How does one get Medicare
I have a 1 page form (front & back) that doctors can fill out to describe your limitations to Social Security in detail so that SSA doesn’t have to try to infer your limitations from the hundreds if not thousands of medical documents they receive. Sometimes it seems to be helpful. If you want it, send me a message with your e-mail address & I will get it to you.
How does one get Medicare
Hi Cheryl, I worked 13 years as a state employee and medically retired under the public employees retirement system at the age of 39. I started receiving my disability pension from the State of Oregon nearly right away. Even though I was getting my pension, I was able to get Social Security (SSDI). I started receiving cash benefits (SSDI) from Social Security approxmately 1 year after my original filing date and I got medicare 2 years after my original filing date. Today I receive both my disability pension from the state & my SSDI from Social Security. I have medicare through SSA & a medicare supplement through the public employees retirement system.
When I medically retired from the state, I took out a loan to cover the cost of COBRA until I got on medicare. I paid the loan payments with my state pension.
As far as Social Security is concerned, it is a nightmare system. Many people get denied 2 or 3 times and end up going to the administrative law judge level. Often this is because the paperwork isn’t written in a way to solicit true information about a persons medical condition & resulting limitations. Often both the applicant & his/her doctors fill out the paperwork incorrectly. For example, Social Security will ask you if you cook & and they will give you a yes or no box to check. Most people will check the yes box if they can make themself a sandwich. When they say yes, then SSA thinks why couldn’t that person work as a cook or at a sandwich shop? In reality, people who are truly disabled often take much longer to prepare a meal and/or skip meals altogether, therefore the answer should be no with a written explanation that the task of cooking cannot be performed either in a timely manner and/or on a regular basis. The same thing goes for laundry. Most people will check yes even if it takes them hours/days to do the laundry because they are to ill to get it done in a timely fashion like an able bodied person would. That makes SSA question why the person couldn’t work at a laundry mat. What most people don’t seem to understand is that SSA doesn’t care if you can’t perform your job. They are checking to see if you can perform any job in the economy, even if the job doesn’t exist in your home town & you have to travel 2000 miles away to find a job like that. So how people fill out forms is a big barrier to getting approved. When you answer the questions, you always have to remember to ask yourself, when I am having my worst day, can I do these things like the average person. When your doctor fills out the paperwork, it is always good to have a frank discussion about your ability to perform tasks in comparison to an average able bodied individual. I find it helpful to make a photocopy of the blank medical form, fill it out myself & then take it with me to talk about it with the doctor as he/she is filling out their copy of the form.

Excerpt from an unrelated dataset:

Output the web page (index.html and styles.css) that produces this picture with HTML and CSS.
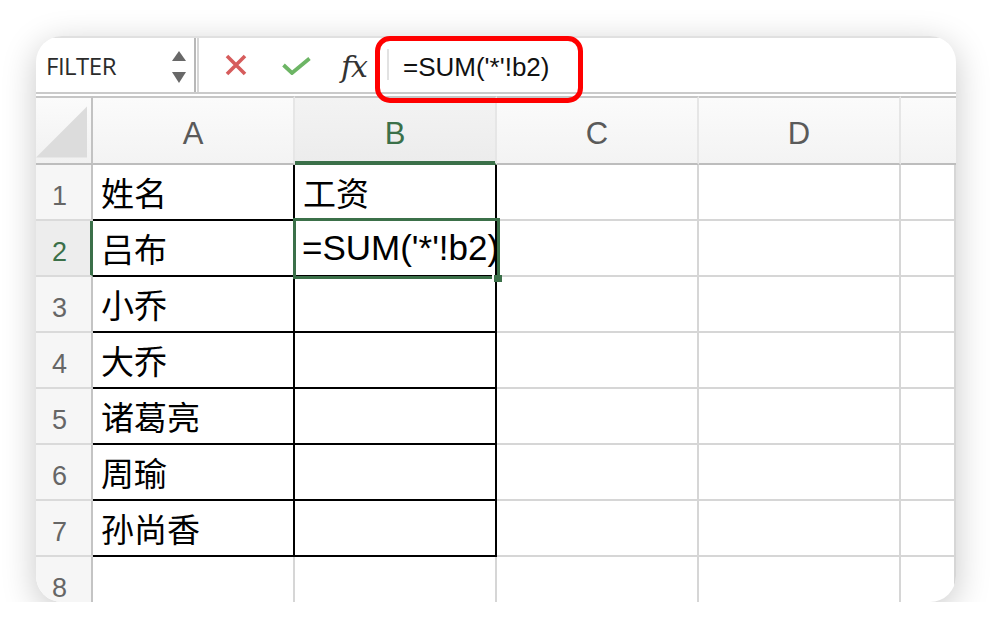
FILE: index.html
```html
<!DOCTYPE html>
<html lang="zh">
<head>
<meta charset="utf-8">
<title>Sheet</title>
<link rel="stylesheet" href="styles.css">
</head>
<body>
<div class="stage">
  <div class="card">
    <div class="toolbar">
      <div class="namebox">
        <span class="name">FILTER</span>
        <span class="spin">
          <svg class="arrow" width="14" height="10" viewBox="0 0 14 10"><polygon points="7,0 14,10 0,10"/></svg>
          <svg class="arrow" width="14" height="11" viewBox="0 0 14 11"><polygon points="0,0 14,0 7,11"/></svg>
        </span>
      </div>
      <div class="actions">
        <svg class="icon-x" width="22" height="22" viewBox="0 0 22 22"><path d="M2 2 L20 20 M20 2 L2 20"/></svg>
        <svg class="icon-ok" width="29" height="18" viewBox="0 0 29 18"><polyline points="1.5,8 10,16 27.5,1.5"/></svg>
        <span class="fx">fx</span>
      </div>
      <div class="formula">
        <span class="fsep"></span>
        <span class="ftext">=SUM('*'!b2)</span>
      </div>
    </div>
    <div class="sheet">
      <div class="corner"><svg width="52" height="52" viewBox="0 0 52 52"><polygon points="52,0 52,52 0,52"/></svg></div>
      <div class="hd">A</div>
      <div class="hd hd-sel">B</div>
      <div class="hd">C</div>
      <div class="hd">D</div>
      <div class="hd hd-last"></div>

      <div class="rh">1</div>
      <div class="c t">姓名</div>
      <div class="c t">工资</div>
      <div class="c"></div><div class="c"></div><div class="c"></div>

      <div class="rh rh-sel">2</div>
      <div class="c t">吕布</div>
      <div class="c t lat">=SUM('*'!b2)</div>
      <div class="c"></div><div class="c"></div><div class="c"></div>

      <div class="rh">3</div>
      <div class="c t">小乔</div>
      <div class="c t"></div>
      <div class="c"></div><div class="c"></div><div class="c"></div>

      <div class="rh">4</div>
      <div class="c t">大乔</div>
      <div class="c t"></div>
      <div class="c"></div><div class="c"></div><div class="c"></div>

      <div class="rh">5</div>
      <div class="c t">诸葛亮</div>
      <div class="c t"></div>
      <div class="c"></div><div class="c"></div><div class="c"></div>

      <div class="rh">6</div>
      <div class="c t">周瑜</div>
      <div class="c t"></div>
      <div class="c"></div><div class="c"></div><div class="c"></div>

      <div class="rh">7</div>
      <div class="c t">孙尚香</div>
      <div class="c t"></div>
      <div class="c"></div><div class="c"></div><div class="c"></div>

      <div class="rh">8</div>
      <div class="c"></div><div class="c"></div>
      <div class="c"></div><div class="c"></div><div class="c"></div>

      <div class="selection"></div>
      <div class="handle"></div>
    </div>
  </div>
  <div class="highlight"></div>
</div>
</body>
</html>
```

FILE: styles.css
```css
html, body {
  margin: 0;
  padding: 0;
  background: #ffffff;
}

.stage {
  position: relative;
  margin: 36px 0 0 36px;
  width: 920px;
  height: 566px;
}

.card {
  width: 100%;
  height: 100%;
  background: #ffffff;
  border-radius: 26px;
  overflow: hidden;
  box-shadow: 0 8px 34px rgba(0, 0, 0, 0.22);
}

/* ---------- toolbar ---------- */
.toolbar {
  height: 58px;
  box-sizing: border-box;
  border-top: 2px solid #e0e0e0;
  border-bottom: 2px solid #cacaca;
  display: flex;
  align-items: stretch;
  font-family: "Liberation Sans", Arial, sans-serif;
}

.namebox {
  width: 160px;
  box-sizing: border-box;
  border-right: 2px solid #b8b8b8;
  display: flex;
  align-items: center;
  padding-left: 10px;
}

.name {
  font-family: "Open Sans", "Liberation Sans", sans-serif;
  font-size: 24px;
  letter-spacing: -0.5px;
  color: #2b2b2b;
}

.spin {
  margin-left: auto;
  margin-right: 8px;
  margin-top: 3px;
  display: flex;
  flex-direction: column;
  gap: 11px;
}

.arrow {
  display: block;
  fill: #686868;
}

.actions {
  width: 183px;
  margin-left: 1px;
  box-sizing: border-box;
  border-left: 2px solid #d6d6d6;
  display: flex;
  align-items: center;
  padding-left: 26px;
}

.icon-x {
  display: block;
  fill: none;
  stroke: #d65c5c;
  stroke-width: 3.6;
}

.icon-ok {
  display: block;
  margin-left: 35px;
  margin-top: 2px;
  fill: none;
  stroke: #6db565;
  stroke-width: 3.8;
}

.fx {
  margin-left: 30px;
  margin-top: 3px;
  font-family: "DejaVu Serif", "Liberation Serif", serif;
  font-style: italic;
  font-size: 30px;
  letter-spacing: -1px;
  color: #333333;
}

.formula {
  flex: 1;
  display: flex;
  align-items: center;
  padding-left: 7px;
  padding-top: 4px;
}

.fsep {
  width: 2px;
  height: 31px;
  margin-top: -6px;
  background: #e2e2e2;
}

.ftext {
  margin-left: 14px;
  font-size: 26px;
  color: #111111;
}

.highlight {
  position: absolute;
  left: 339px;
  top: 0;
  width: 208px;
  height: 67px;
  box-sizing: border-box;
  border: 5px solid #ff0000;
  border-radius: 15px;
}

/* ---------- sheet ---------- */
.sheet {
  position: relative;
  margin-top: 2px;
  display: grid;
  grid-template-columns: 57px repeat(4, 202px) 1fr;
  grid-template-rows: 69px repeat(8, 56px);
}

.corner {
  box-sizing: border-box;
  border-top: 2px solid #c6c6c6;
  border-bottom: 2px solid #bdbdbd;
  border-right: 2px solid #c2c2c2;
  background: linear-gradient(#fbfbfb, #f1f1f1);
  display: flex;
  justify-content: flex-end;
  align-items: flex-end;
  padding: 0 4px 5px 0;
}

.corner svg {
  display: block;
  fill: #dcdcdc;
}

.hd {
  box-sizing: border-box;
  border-top: 2px solid #c6c6c6;
  border-bottom: 2px solid #bdbdbd;
  border-right: 2px solid #e6e6e6;
  background: linear-gradient(#fbfbfb, #f3f3f3);
  display: flex;
  justify-content: center;
  align-items: center;
  padding-top: 7px;
  font-family: "Liberation Sans", Arial, sans-serif;
  font-size: 31px;
  color: #5a5a5a;
}

.hd-sel {
  background: linear-gradient(#f3f3f3, #ececec);
  border-bottom-color: #3b7049;
  box-shadow: inset 0 -2px 0 #3b7049;
  color: #3b7049;
}

.hd-last {
  border-right: none;
}

.rh {
  box-sizing: border-box;
  border-right: 2px solid #c4c4c4;
  border-bottom: 2px solid #dadada;
  background: #f6f6f6;
  display: flex;
  justify-content: center;
  align-items: center;
  padding-right: 8px;
  padding-top: 9px;
  font-family: "Liberation Sans", Arial, sans-serif;
  font-size: 27px;
  color: #666666;
}

.rh-sel {
  background: #ededed;
  border-right-color: #3b7049;
  box-shadow: inset -1px 0 0 #3b7049;
  color: #3b7049;
}

.c {
  box-sizing: border-box;
  border-right: 2px solid #d6d6d6;
  border-bottom: 2px solid #d6d6d6;
  display: flex;
  align-items: center;
  padding-left: 8px;
  white-space: nowrap;
  font-family: "Liberation Sans", "Noto Sans CJK SC", sans-serif;
  font-size: 33px;
  color: #000000;
  min-width: 0;
}

.t {
  border-right-color: #000000;
  border-bottom-color: #000000;
}

.lat {
  font-size: 35px;
  padding-left: 7px;
}

.selection {
  position: absolute;
  left: 257px;
  top: 122px;
  width: 207px;
  height: 61px;
  box-sizing: border-box;
  border: 3px solid #3b7049;
  pointer-events: none;
}

.handle {
  position: absolute;
  left: 458px;
  top: 179px;
  width: 8px;
  height: 7px;
  background: #3b7049;
  box-shadow: -2px 0 0 #ffffff;
}
```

Another problem with getting approved for benefits from SSA is that applicants aren’t efficient with their paperwork. They don’t send their paperwork registered mail, they don’t keep copies, they don’t write down who & when they talked to SSA. I have a friend who works at SSA & her caseload is 7,000 cases. With that kind of caseload, paperwork is bound to get lost on occasion. Therefore, it is really important to keep copies of all your paperwork & keep a notebook that chronicles any interaction you have with SSA.
When I filed my paperwork, SSA initially didn’t want to take an application, but I called my Congressman & SSA reversed that decision within a couple of days. You are definately on the right track by getting your elected officials involved if SSA lost your app and you have copies of your application and/or you have records of when you filed.
With regard to attorney’s, there is a lot of controversy around whether to hire them or not. They usually work on contingency & take a big chunk if you happen to be lucky enough to get awarded benefits. Some attorneys know/understand how SSA works & some attorneys don’t, but most people think any attorney can represent them. It may be true that an attorney can represent an applicant, but just because their an attorney doesn’t guarantee they will do a good job. It just depends on the attorneys level of experience and understanding of SSA’s rules & regulations.
Hmmm…I could go on & on about this stuff because part of my job as a state worker was to help people obtain their SSA benefits. However, this post is getting pretty long, so I’m going to end it here. I hope this information may be of some use to you.